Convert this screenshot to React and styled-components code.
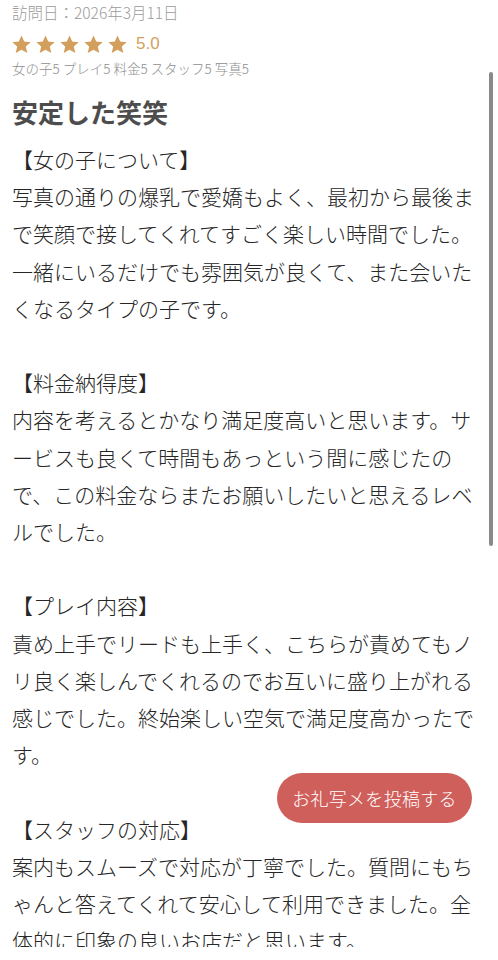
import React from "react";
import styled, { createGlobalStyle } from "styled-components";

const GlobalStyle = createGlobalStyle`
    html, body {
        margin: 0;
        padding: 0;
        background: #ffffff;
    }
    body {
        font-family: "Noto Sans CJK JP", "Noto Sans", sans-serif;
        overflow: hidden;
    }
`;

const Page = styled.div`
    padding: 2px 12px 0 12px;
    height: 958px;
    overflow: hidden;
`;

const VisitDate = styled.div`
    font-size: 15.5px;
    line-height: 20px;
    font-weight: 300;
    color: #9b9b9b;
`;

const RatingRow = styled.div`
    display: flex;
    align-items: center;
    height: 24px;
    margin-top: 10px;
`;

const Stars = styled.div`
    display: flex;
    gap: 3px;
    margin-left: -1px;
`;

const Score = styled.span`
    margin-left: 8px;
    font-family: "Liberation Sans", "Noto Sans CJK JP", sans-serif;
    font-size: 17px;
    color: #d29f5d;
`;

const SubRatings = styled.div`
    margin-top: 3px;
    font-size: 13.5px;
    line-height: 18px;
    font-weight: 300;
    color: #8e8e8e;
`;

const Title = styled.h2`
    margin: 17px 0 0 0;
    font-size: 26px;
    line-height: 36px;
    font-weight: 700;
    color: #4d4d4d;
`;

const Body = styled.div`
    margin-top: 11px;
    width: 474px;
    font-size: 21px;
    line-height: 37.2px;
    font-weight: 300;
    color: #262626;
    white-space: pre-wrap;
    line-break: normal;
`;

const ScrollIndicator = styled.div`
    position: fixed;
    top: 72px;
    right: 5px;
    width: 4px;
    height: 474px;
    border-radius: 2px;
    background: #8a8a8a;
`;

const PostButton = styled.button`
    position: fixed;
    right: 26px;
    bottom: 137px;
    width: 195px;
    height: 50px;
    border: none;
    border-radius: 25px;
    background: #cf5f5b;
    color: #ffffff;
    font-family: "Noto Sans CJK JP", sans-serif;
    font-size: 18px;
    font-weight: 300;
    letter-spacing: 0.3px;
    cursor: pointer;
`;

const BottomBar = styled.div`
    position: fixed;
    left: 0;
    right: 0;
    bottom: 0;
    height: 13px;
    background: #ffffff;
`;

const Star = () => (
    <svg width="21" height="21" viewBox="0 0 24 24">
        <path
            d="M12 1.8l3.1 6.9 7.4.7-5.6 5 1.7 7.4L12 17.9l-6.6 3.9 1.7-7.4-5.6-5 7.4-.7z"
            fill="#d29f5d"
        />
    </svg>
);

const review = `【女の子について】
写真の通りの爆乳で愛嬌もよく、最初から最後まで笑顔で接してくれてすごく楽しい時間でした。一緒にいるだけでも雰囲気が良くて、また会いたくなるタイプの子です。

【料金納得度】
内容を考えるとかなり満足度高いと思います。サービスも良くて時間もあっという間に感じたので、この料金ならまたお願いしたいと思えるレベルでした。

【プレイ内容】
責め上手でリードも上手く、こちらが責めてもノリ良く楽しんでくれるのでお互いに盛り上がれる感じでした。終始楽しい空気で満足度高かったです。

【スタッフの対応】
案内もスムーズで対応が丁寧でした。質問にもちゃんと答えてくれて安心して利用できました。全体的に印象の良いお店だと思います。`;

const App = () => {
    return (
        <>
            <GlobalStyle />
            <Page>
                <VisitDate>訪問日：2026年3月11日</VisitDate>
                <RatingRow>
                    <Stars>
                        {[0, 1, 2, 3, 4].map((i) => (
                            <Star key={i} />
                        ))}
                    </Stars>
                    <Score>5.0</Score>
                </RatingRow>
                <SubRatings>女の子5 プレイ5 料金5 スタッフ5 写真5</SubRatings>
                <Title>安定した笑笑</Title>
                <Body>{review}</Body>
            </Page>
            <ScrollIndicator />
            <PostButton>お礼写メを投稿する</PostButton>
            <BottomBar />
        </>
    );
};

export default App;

**Requirement**
Scan the listing above for the word "React" and copy every line that holds it.

**Exercise result**
Convert this screenshot to React and styled-components code.
import React from "react";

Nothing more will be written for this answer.